Goal of the exercise: Return each line of the data below exactly, omitting any pictures.

Raw data:
************

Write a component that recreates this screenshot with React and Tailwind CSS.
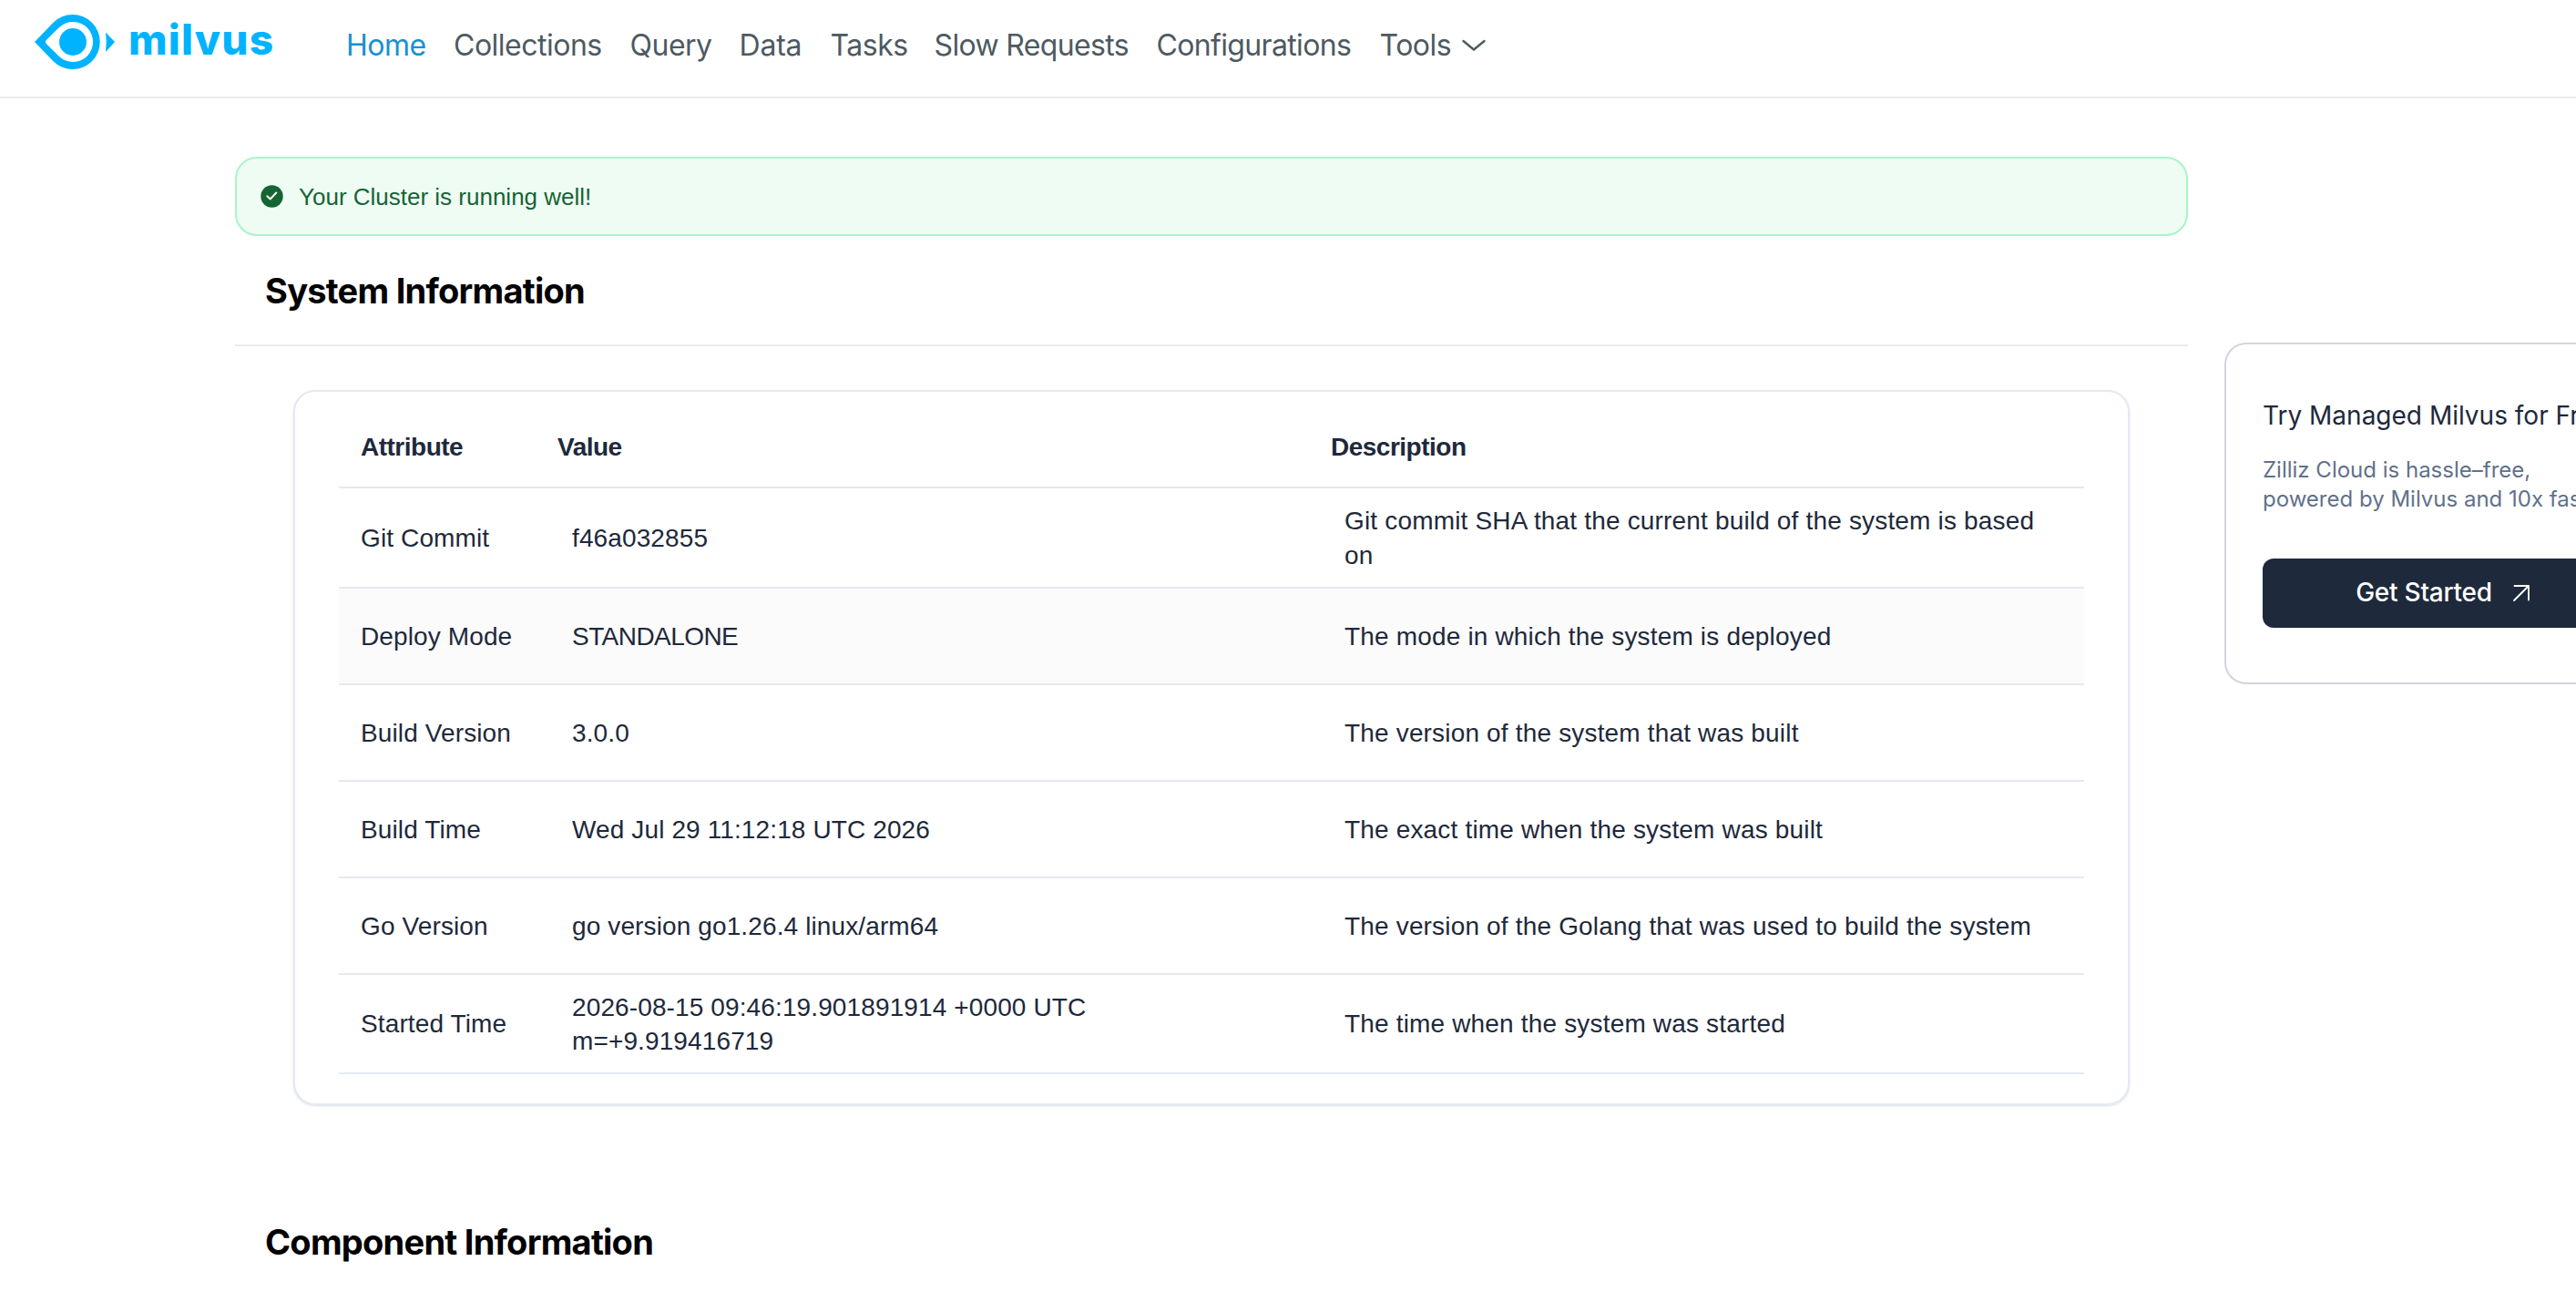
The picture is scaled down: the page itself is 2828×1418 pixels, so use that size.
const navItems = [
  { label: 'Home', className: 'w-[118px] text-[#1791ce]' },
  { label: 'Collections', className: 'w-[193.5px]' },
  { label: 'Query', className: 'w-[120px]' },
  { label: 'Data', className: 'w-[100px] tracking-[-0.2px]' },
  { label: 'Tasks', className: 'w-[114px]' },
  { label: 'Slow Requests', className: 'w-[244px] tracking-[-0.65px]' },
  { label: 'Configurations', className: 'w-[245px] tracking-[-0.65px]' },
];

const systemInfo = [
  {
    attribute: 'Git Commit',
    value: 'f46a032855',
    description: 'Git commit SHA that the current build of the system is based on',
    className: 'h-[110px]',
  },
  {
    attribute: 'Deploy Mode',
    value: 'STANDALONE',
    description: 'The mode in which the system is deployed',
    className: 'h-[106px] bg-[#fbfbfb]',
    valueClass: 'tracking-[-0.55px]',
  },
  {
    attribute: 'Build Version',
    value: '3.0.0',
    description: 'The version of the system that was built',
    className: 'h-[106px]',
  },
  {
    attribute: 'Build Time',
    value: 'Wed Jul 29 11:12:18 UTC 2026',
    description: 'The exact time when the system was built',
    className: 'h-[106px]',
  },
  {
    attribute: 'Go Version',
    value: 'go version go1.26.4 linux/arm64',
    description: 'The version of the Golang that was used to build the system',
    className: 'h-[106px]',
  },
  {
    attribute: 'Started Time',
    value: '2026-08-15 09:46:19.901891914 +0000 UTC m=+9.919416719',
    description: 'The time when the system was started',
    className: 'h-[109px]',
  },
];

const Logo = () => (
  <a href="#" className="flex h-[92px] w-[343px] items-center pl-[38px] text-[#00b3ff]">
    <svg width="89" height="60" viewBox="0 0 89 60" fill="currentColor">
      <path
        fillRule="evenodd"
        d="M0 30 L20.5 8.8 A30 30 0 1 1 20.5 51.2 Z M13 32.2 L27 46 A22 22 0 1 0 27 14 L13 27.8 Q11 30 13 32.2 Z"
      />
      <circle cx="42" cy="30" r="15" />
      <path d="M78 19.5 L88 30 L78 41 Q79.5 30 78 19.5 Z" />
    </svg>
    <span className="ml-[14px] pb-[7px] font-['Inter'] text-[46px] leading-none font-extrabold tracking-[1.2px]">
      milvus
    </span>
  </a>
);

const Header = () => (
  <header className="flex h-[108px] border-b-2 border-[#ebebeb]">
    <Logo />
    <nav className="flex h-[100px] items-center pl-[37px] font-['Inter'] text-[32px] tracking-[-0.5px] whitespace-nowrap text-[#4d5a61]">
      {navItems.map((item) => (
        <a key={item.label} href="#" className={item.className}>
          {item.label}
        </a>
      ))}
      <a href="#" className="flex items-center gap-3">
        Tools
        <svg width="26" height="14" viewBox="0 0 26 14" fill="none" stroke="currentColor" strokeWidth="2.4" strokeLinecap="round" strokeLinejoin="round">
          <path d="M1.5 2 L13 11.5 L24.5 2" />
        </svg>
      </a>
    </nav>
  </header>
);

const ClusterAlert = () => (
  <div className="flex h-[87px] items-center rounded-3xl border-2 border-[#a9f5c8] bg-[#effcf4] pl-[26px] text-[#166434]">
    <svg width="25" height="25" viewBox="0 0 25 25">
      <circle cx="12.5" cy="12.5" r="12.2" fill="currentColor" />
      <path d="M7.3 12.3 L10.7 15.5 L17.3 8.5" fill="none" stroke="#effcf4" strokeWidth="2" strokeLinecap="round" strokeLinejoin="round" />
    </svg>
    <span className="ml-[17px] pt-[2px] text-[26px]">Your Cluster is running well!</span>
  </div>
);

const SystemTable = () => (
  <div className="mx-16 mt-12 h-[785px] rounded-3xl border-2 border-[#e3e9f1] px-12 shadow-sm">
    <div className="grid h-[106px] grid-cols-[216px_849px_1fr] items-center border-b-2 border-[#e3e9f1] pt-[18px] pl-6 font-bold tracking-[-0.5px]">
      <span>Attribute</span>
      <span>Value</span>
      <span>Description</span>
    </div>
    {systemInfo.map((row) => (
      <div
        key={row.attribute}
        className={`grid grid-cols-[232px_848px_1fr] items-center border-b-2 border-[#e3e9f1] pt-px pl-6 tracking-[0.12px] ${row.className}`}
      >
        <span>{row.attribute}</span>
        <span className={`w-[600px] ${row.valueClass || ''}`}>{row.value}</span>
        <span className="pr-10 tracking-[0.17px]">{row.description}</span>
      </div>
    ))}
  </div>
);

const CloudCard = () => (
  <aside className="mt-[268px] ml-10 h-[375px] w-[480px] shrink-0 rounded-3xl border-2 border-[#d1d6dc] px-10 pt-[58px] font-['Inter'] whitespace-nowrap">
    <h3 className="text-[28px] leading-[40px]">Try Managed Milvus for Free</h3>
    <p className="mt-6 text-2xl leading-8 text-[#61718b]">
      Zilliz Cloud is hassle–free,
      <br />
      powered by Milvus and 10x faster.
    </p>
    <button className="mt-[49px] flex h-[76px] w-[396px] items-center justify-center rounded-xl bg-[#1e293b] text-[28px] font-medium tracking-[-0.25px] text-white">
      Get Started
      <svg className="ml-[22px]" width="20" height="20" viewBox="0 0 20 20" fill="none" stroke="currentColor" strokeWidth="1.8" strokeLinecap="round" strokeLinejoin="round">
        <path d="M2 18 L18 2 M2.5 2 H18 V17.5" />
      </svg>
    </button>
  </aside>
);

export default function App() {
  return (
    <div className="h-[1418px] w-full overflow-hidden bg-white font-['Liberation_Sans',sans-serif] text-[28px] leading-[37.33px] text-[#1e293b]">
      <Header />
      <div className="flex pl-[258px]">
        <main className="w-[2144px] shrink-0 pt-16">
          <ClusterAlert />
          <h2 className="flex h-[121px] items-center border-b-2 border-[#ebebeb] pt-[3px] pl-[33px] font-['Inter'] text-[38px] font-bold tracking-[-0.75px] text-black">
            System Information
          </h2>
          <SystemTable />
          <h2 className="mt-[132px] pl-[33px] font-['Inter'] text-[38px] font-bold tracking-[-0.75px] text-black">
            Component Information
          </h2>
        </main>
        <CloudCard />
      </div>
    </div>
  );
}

************

Output below:
Write a component that recreates this screenshot with React and Tailwind CSS.
The picture is scaled down: the page itself is 2828×1418 pixels, so use that size.
const navItems = [
  { label: 'Home', className: 'w-[118px] text-[#1791ce]' },
  { label: 'Collections', className: 'w-[193.5px]' },
  { label: 'Query', className: 'w-[120px]' },
  { label: 'Data', className: 'w-[100px] tracking-[-0.2px]' },
  { label: 'Tasks', className: 'w-[114px]' },
  { label: 'Slow Requests', className: 'w-[244px] tracking-[-0.65px]' },
  { label: 'Configurations', className: 'w-[245px] tracking-[-0.65px]' },
];

const systemInfo = [
  {
    attribute: 'Git Commit',
    value: 'f46a032855',
    description: 'Git commit SHA that the current build of the system is based on',
    className: 'h-[110px]',
  },
  {
    attribute: 'Deploy Mode',
    value: 'STANDALONE',
    description: 'The mode in which the system is deployed',
    className: 'h-[106px] bg-[#fbfbfb]',
    valueClass: 'tracking-[-0.55px]',
  },
  {
    attribute: 'Build Version',
    value: '3.0.0',
    description: 'The version of the system that was built',
    className: 'h-[106px]',
  },
  {
    attribute: 'Build Time',
    value: 'Wed Jul 29 11:12:18 UTC 2026',
    description: 'The exact time when the system was built',
    className: 'h-[106px]',
  },
  {
    attribute: 'Go Version',
    value: 'go version go1.26.4 linux/arm64',
    description: 'The version of the Golang that was used to build the system',
    className: 'h-[106px]',
  },
  {
    attribute: 'Started Time',
    value: '2026-08-15 09:46:19.901891914 +0000 UTC m=+9.919416719',
    description: 'The time when the system was started',
    className: 'h-[109px]',
  },
];

const Logo = () => (
  <a href="#" className="flex h-[92px] w-[343px] items-center pl-[38px] text-[#00b3ff]">
    <svg width="89" height="60" viewBox="0 0 89 60" fill="currentColor">
      <path
        fillRule="evenodd"
        d="M0 30 L20.5 8.8 A30 30 0 1 1 20.5 51.2 Z M13 32.2 L27 46 A22 22 0 1 0 27 14 L13 27.8 Q11 30 13 32.2 Z"
      />
      <circle cx="42" cy="30" r="15" />
      <path d="M78 19.5 L88 30 L78 41 Q79.5 30 78 19.5 Z" />
    </svg>
    <span className="ml-[14px] pb-[7px] font-['Inter'] text-[46px] leading-none font-extrabold tracking-[1.2px]">
      milvus
    </span>
  </a>
);

const Header = () => (
  <header className="flex h-[108px] border-b-2 border-[#ebebeb]">
    <Logo />
    <nav className="flex h-[100px] items-center pl-[37px] font-['Inter'] text-[32px] tracking-[-0.5px] whitespace-nowrap text-[#4d5a61]">
      {navItems.map((item) => (
        <a key={item.label} href="#" className={item.className}>
          {item.label}
        </a>
      ))}
      <a href="#" className="flex items-center gap-3">
        Tools
        <svg width="26" height="14" viewBox="0 0 26 14" fill="none" stroke="currentColor" strokeWidth="2.4" strokeLinecap="round" strokeLinejoin="round">
          <path d="M1.5 2 L13 11.5 L24.5 2" />
        </svg>
      </a>
    </nav>
  </header>
);

const ClusterAlert = () => (
  <div className="flex h-[87px] items-center rounded-3xl border-2 border-[#a9f5c8] bg-[#effcf4] pl-[26px] text-[#166434]">
    <svg width="25" height="25" viewBox="0 0 25 25">
      <circle cx="12.5" cy="12.5" r="12.2" fill="currentColor" />
      <path d="M7.3 12.3 L10.7 15.5 L17.3 8.5" fill="none" stroke="#effcf4" strokeWidth="2" strokeLinecap="round" strokeLinejoin="round" />
    </svg>
    <span className="ml-[17px] pt-[2px] text-[26px]">Your Cluster is running well!</span>
  </div>
);

const SystemTable = () => (
  <div className="mx-16 mt-12 h-[785px] rounded-3xl border-2 border-[#e3e9f1] px-12 shadow-sm">
    <div className="grid h-[106px] grid-cols-[216px_849px_1fr] items-center border-b-2 border-[#e3e9f1] pt-[18px] pl-6 font-bold tracking-[-0.5px]">
      <span>Attribute</span>
      <span>Value</span>
      <span>Description</span>
    </div>
    {systemInfo.map((row) => (
      <div
        key={row.attribute}
        className={`grid grid-cols-[232px_848px_1fr] items-center border-b-2 border-[#e3e9f1] pt-px pl-6 tracking-[0.12px] ${row.className}`}
      >
        <span>{row.attribute}</span>
        <span className={`w-[600px] ${row.valueClass || ''}`}>{row.value}</span>
        <span className="pr-10 tracking-[0.17px]">{row.description}</span>
      </div>
    ))}
  </div>
);

const CloudCard = () => (
  <aside className="mt-[268px] ml-10 h-[375px] w-[480px] shrink-0 rounded-3xl border-2 border-[#d1d6dc] px-10 pt-[58px] font-['Inter'] whitespace-nowrap">
    <h3 className="text-[28px] leading-[40px]">Try Managed Milvus for Free</h3>
    <p className="mt-6 text-2xl leading-8 text-[#61718b]">
      Zilliz Cloud is hassle–free,
      <br />
      powered by Milvus and 10x faster.
    </p>
    <button className="mt-[49px] flex h-[76px] w-[396px] items-center justify-center rounded-xl bg-[#1e293b] text-[28px] font-medium tracking-[-0.25px] text-white">
      Get Started
      <svg className="ml-[22px]" width="20" height="20" viewBox="0 0 20 20" fill="none" stroke="currentColor" strokeWidth="1.8" strokeLinecap="round" strokeLinejoin="round">
        <path d="M2 18 L18 2 M2.5 2 H18 V17.5" />
      </svg>
    </button>
  </aside>
);

export default function App() {
  return (
    <div className="h-[1418px] w-full overflow-hidden bg-white font-['Liberation_Sans',sans-serif] text-[28px] leading-[37.33px] text-[#1e293b]">
      <Header />
      <div className="flex pl-[258px]">
        <main className="w-[2144px] shrink-0 pt-16">
          <ClusterAlert />
          <h2 className="flex h-[121px] items-center border-b-2 border-[#ebebeb] pt-[3px] pl-[33px] font-['Inter'] text-[38px] font-bold tracking-[-0.75px] text-black">
            System Information
          </h2>
          <SystemTable />
          <h2 className="mt-[132px] pl-[33px] font-['Inter'] text-[38px] font-bold tracking-[-0.75px] text-black">
            Component Information
          </h2>
        </main>
        <CloudCard />
      </div>
    </div>
  );
}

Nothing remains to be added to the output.